The petitioner and his wife testified that their running lights were burning and that they were both keeping a lookout, but the witness on the dock at the time of the collision testified that when the party was brought ashore, the petitioner stated that "he was having trouble with his battery and didn't have his running lights on."

The trial court found that at the time of the collision and prior thereto, the lighted Coleman lantern was aboard the claimants' boat, but that even if there was no lighted lantern, the petitioner negligently failed to observe the anchored boat. It concluded that the petitioner's negligence was the sole and proximate cause of the collision and awarded judgment accordingly.

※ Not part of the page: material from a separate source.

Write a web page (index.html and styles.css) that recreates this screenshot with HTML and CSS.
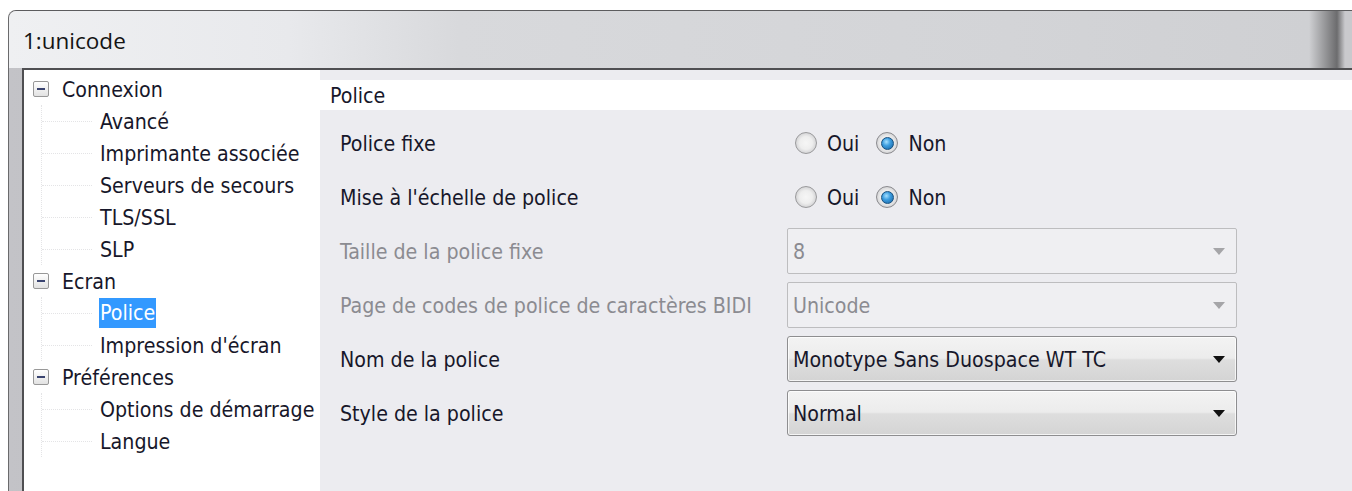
FILE: index.html
```html
<!DOCTYPE html>
<html lang="fr">
<head>
<meta charset="utf-8">
<title>1:unicode</title>
<link rel="stylesheet" href="styles.css">
</head>
<body>
<div class="window">
  <header class="titlebar"><span class="title">1:unicode</span></header>
  <div class="client">
    <nav class="tree">
      <div class="row parent"><span class="toggle"></span><span class="label">Connexion</span></div>
      <div class="branch">
        <div class="row leaf"><span class="label">Avancé</span></div>
        <div class="row leaf"><span class="label">Imprimante associée</span></div>
        <div class="row leaf"><span class="label">Serveurs de secours</span></div>
        <div class="row leaf"><span class="label">TLS/SSL</span></div>
        <div class="row leaf"><span class="label">SLP</span></div>
      </div>
      <div class="row parent"><span class="toggle"></span><span class="label">Ecran</span></div>
      <div class="branch">
        <div class="row leaf selected"><span class="label">Police</span></div>
        <div class="row leaf"><span class="label">Impression d'écran</span></div>
      </div>
      <div class="row parent"><span class="toggle"></span><span class="label">Préférences</span></div>
      <div class="branch">
        <div class="row leaf"><span class="label">Options de démarrage</span></div>
        <div class="row leaf"><span class="label">Langue</span></div>
      </div>
    </nav>
    <section class="panel">
      <div class="panel-head">Police</div>
      <div class="form">
        <span class="field-label">Police fixe</span>
        <div class="radios">
          <span class="opt"><span class="radio"></span>Oui</span>
          <span class="opt"><span class="radio checked"></span>Non</span>
        </div>

        <span class="field-label">Mise à l'échelle de police</span>
        <div class="radios">
          <span class="opt"><span class="radio"></span>Oui</span>
          <span class="opt"><span class="radio checked"></span>Non</span>
        </div>

        <span class="field-label disabled">Taille de la police fixe</span>
        <div class="select"><span class="value">8</span><span class="arrow"></span></div>

        <span class="field-label disabled">Page de codes de police de caractères BIDI</span>
        <div class="select"><span class="value">Unicode</span><span class="arrow"></span></div>

        <span class="field-label">Nom de la police</span>
        <div class="select active"><span class="value">Monotype Sans Duospace WT TC</span><span class="arrow"></span></div>

        <span class="field-label">Style de la police</span>
        <div class="select active"><span class="value">Normal</span><span class="arrow"></span></div>
      </div>
    </section>
  </div>
</div>
</body>
</html>
```

FILE: styles.css
```css
* { box-sizing: border-box; }

html, body {
  margin: 0;
  height: 100%;
}

body {
  background: #ffffff;
  font-family: "DejaVu Sans Condensed", "DejaVu Sans", sans-serif;
  font-size: 21.2px;
  color: #17172a;
  overflow: hidden;
}

/* window frame */
.window {
  margin: 10px 0 0 8px;
  height: calc(100% - 10px);
  display: flex;
  flex-direction: column;
  border-top: 1px solid #5c5c5e;
  border-left: 1px solid #6a6a6c;
  border-top-left-radius: 8px;
  background: linear-gradient(to right, #c3c3c7 0, #b3b3b7 40%, #c6c6ca 75%, #dcdcdf 100%);
}

.titlebar {
  flex: none;
  height: 57px;
  display: flex;
  align-items: center;
  padding: 2px 0 0 14px;
  border-top-left-radius: 7px;
  background: linear-gradient(to right,
    #eff0f2 0, #e8e9ec 280px, #d8d9dc 450px, #d3d4d7 1000px,
    #cfd0d3 1300px, #6c6c6e 1328px, #c9c9cd 1336px);
  font-family: "Open Sans", "DejaVu Sans", sans-serif;
  font-size: 22.5px;
  color: #141414;
}

.client {
  flex: 1;
  min-height: 0;
  display: flex;
  margin-left: 13px;
  border-top: 2px solid #4f4f52;
  border-left: 2px solid #4f4f52;
}

/* navigation tree */
.tree {
  flex: none;
  width: 296px;
  background: #ffffff;
  padding-top: 3px;
}

.row {
  height: 32px;
  display: flex;
  align-items: center;
  white-space: nowrap;
}

.parent {
  padding-left: 9px;
  gap: 13px;
}

.toggle {
  width: 16px;
  height: 16px;
  flex: none;
  display: flex;
  align-items: center;
  justify-content: center;
  border: 1px solid #989898;
  border-radius: 2px;
  background: linear-gradient(#ffffff, #e2e2e2);
}

.toggle::after {
  content: "";
  width: 8px;
  height: 2px;
  background: #3a4470;
}

.branch {
  margin-left: 17px;
  border-left: 1px dotted #e4e4e6;
}

.leaf::before {
  content: "";
  flex: none;
  width: 50px;
  margin-right: 8px;
  border-top: 1px dotted #e4e4e6;
}

.leaf.selected .label {
  background: #3399ff;
  color: #ffffff;
  line-height: 30px;
  padding: 0 1px;
  margin-left: -1px;
}

/* settings panel */
.panel {
  flex: 1;
  min-width: 0;
  background: #ececf0;
  padding-top: 10px;
}

.panel-head {
  height: 30px;
  display: flex;
  align-items: center;
  padding-left: 10px;
  background: #ffffff;
}

.form {
  margin-top: 6px;
  padding-left: 20px;
  display: grid;
  grid-template-columns: 447px 450px;
  grid-auto-rows: 54px;
  align-items: center;
}

.field-label { white-space: nowrap; }
.field-label.disabled { color: #8b8b91; }

.radios {
  display: flex;
  align-items: center;
  gap: 17px;
  padding-left: 8px;
}

.opt {
  display: flex;
  align-items: center;
  gap: 10px;
}

.radio {
  width: 22px;
  height: 22px;
  flex: none;
  display: flex;
  align-items: center;
  justify-content: center;
  border-radius: 50%;
  border: 1px solid #9a9a9c;
  background: radial-gradient(circle at 50% 50%, #f6f6f6 0, #eeeeee 45%, #d2d2d4 75%, #e6e6e8 100%);
}

.radio.checked {
  border-color: #8a8a8e;
}

.radio.checked::after {
  content: "";
  width: 11px;
  height: 11px;
  border-radius: 50%;
  border: 1px solid #17507f;
  background: radial-gradient(circle at 40% 35%, #a6e0ff 0, #3d9ee0 40%, #15609f 100%);
}

.select {
  height: 46px;
  display: flex;
  align-items: center;
  justify-content: space-between;
  padding: 0 11px 0 5px;
  border: 1px solid #bdbdbf;
  border-radius: 2px;
  background: #efeff2;
  color: #8b8b91;
}

.arrow {
  width: 0;
  height: 0;
  border-left: 6.5px solid transparent;
  border-right: 6.5px solid transparent;
  border-top: 7px solid #a5a5a8;
}

.select.active {
  border-color: #8e8e90;
  border-radius: 3px;
  color: #17172a;
  background: linear-gradient(#f3f3f3, #ececec 48%, #dedede 52%, #d4d4d4);
  box-shadow: inset 0 0 0 1px rgba(255, 255, 255, 0.75);
}

.select.active .arrow { border-top-color: #111111; }
```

Admiralty cases are tried de novo, but the scope of the review is the same as civil actions under Rule 52(a) F.R.Civ.P., 28 U.S.C.A., and we ought not therefore disturb the trial court's findings unless on the entire evidence we are left with a definite and firm conviction that a mistake has been committed. McAllister v. United States, 348 U.S. 19, 75 S. Ct. 6, 99 L. Ed. 20. Having due regard for the opportunity of the trial court to observe the witnesses and to judge their credibility, we accept its findings that the petitioner was negligent in the operation of his boat, and that such negligence proximately caused the collision. But we are also convinced that while the lighted Coleman lantern was aboard the anchored boat, it was obscured from the view of the approaching boat by reason of its admitted position therein and the purposes for which it was being used.

Section 180, Title 33 U.S.C.A., applicable to vessels in inland waters, provides that "A vessel under one hundred and fifty feet in length when at anchor shall carry forward, where it can best be seen, but at a height not exceeding twenty feet above the hull, a white light, in a lantern so constructed as to show a clear, uniform, and unbroken light visible all around the horizon at a distance of at least one mile." And, it is the general rule that where a moving vessel collides with an anchored vessel, the burden is on the moving vessel to explain the collision. Where, however, it appears that the cause of the collision was lack of lights on the anchored vessel, the anchored vessel then has the burden of showing that it did have proper lights at and immediately prior to the collision. American Dredging Co. v. Calmar S. S. Corp., D.C., 121 F. Supp. 255, 262, affirmed per curiam, 3 Cir., 218 F.2d 823.

In view of the duty thus imposed upon the occupants of the anchored boat, we think the physical facts and the inferences to be drawn therefrom, convict them of contributory negligence, and that the applicable comparative negligence rule calls for an adjustment of the damages awarded the claimants. Pope & Talbot, Inc., v. Hawn, 346 U.S. 406, 74 S. Ct. 202, 98 L. Ed. 143; Imperial Oil, Ltd. v. Drlik, 6 Cir., 234 F.2d 4. Since the claimants were undoubtedly engaged in a joint enterprise at the time of the accident, contributory negligence is imputable to each of them. The trial court awarded Helene A. Saeger $25,000. We remit the award to $20,000. The award to Robert W. Saeger is remitted from $2,500 to $1,500; and the award to Homer D. Stanley from $600 to $400. As thus modified, the judgments are severally affirmed.